Monday, September 30, 2013

I Will Walk Alone By The Black Muddy River ( Robert Hunter & Jerry Garcia - "Black Muddy River")

As our thirteen year old becomes more social; she prefers to spend time more time with her friends out from the watchful eye of her parents. Recently she found herself confronted with a choice: go along with her friends and disobeying her parents or adhering to the rules and the values she had learned and accepted and not be included by the group friends. I would like to think that most parents share the same attitude regarding their child dealing with peer pressure as we have with our young teenager. We have spent so much time trying to instill a sense of self and sense of purpose. We have attempted to teach her the importance of sometimes having to act alone rather than go along with the crowd. We have tried to teach her the importance of thinking for herself and making decisions that are best for her and not to worry about what everyone else thinks. As parents, we never really know if the lessons are penetrating our child’s brain. We can only hope and pray that when our child gets put into a difficult situation, they will respond the way we have taught them. As our daughter found out, sometimes having lots of friends and being a social butterfly can lead to feeling all alone. Recently she had to make a difficult decision which meant losing a “popularity contest” with her friends. We talked about it over dinner and welcomed her to officially being a teen-ager and dealing with peer pressure. We also explained that this was a good lesson in leadership as well.  Sometimes a person leads by being out in front of an issue. Sometimes a person leads by sitting on ones hands and waiting for the right opportunity to make a point.  Sometimes a person leads by having enough patience and confidence and faith that things work themselves out while simultaneously being minimally invasive. Sometimes a person leads by making sure to cause the least amount of tumult, anguish or divisiveness. Perhaps the great leaders are the ones who know when to sit on his/her hands and knowing when to be aggressively proactive. Noach is an excellent case in point. Certainly he was proactive. He prepared for the Mabul, the Flood. However he didn’t enter into the Ark when the first drops arrived. He waited until the last possible second when there was no hope of saving anymore of God’s creation.
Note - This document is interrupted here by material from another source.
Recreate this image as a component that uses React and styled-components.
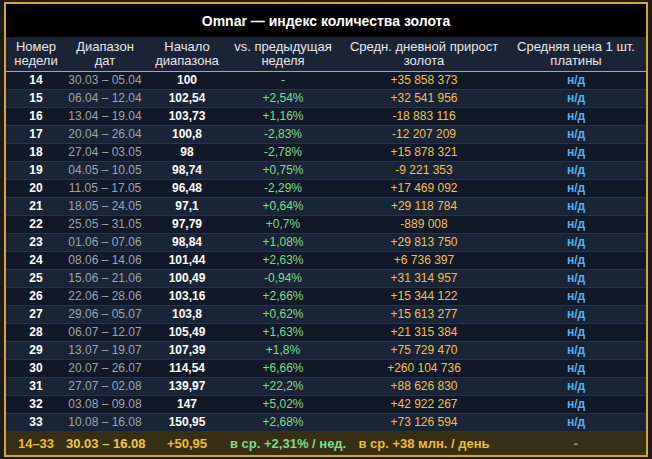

 This week we read Parshat Noach. Noach’s story should be familiar to all of us. God sends a flood as a means of dealing with the growing disappointment in mankind abysmal behavior. However one man, Noach, is deemed Ish Tzadik B’Dorotava righteous man in his generation and God makes a covenant with him and his family.  As a result, Noach, his family, and the male and female of every species will be saved in order to re-create after the flood. God instructs Noach to build a Tevah, an Ark. So Noach becomes proactive and begins building. According to the Midrash Tanchuma, it took Noach 120 years to build the Ark. Also, the Ark was built atop a mountain in order to give Noach the greatest amount of time to complete the project. This meant hauling all the materials up a mountain. Frequently, during these 120 years, Noach faced ridicule from others and death threats. Yet Noach persevered. Imagine spending roughly 1/8th of your life preparing for the future. Imagine spending roughly 1/8th of your life engaged in a single endeavor. Imagine putting off gratification for 1/8th of your life and then knowing your sense of accomplishment is predicated on the destruction of so much. Imagine spending 1/8th of your life hauling Gopher wood up a mountain. Imagine spending a 1/8th of your life contending with the ridicule of others or death threats. Every day Noach spent his time engaged in one activity, building the first aircraft carrier. Eventually the project would become the purpose of living. During this time, Noach’s life was not so easy. In fact, from a practical perspective, Noach’s life seems quite depressing. Yet despite it all, he continued building even though the gratification from the project would not occur for many years.
For most children, making decisions that allow them to be part of the crowd is much more prevalent than making decisions that sets them apart. For most kids, fitting in is much more important than being the best possible person. To be righteous in one’s own generation is no easy task. One must have a strong sense of self, a strong sense of purpose, and a sense of mission to know when to be aggressively proactive and know when to let all that pieces that one worked so hard to prepare to fall into place. Our daughter found it re-assuring that these issues don’t stop when we finish our teenage years. She was relieved to find out that her 23 year old sister still deals with these types of issues. She was ecstatic to find out that both of her parents routinely have to make “unpopular” decisions, even if it means some people very close to us, might be upset. She smiled and immediately realized what we were saying, then thanked us for being good parents even if it means that she gets angry with us some of the time.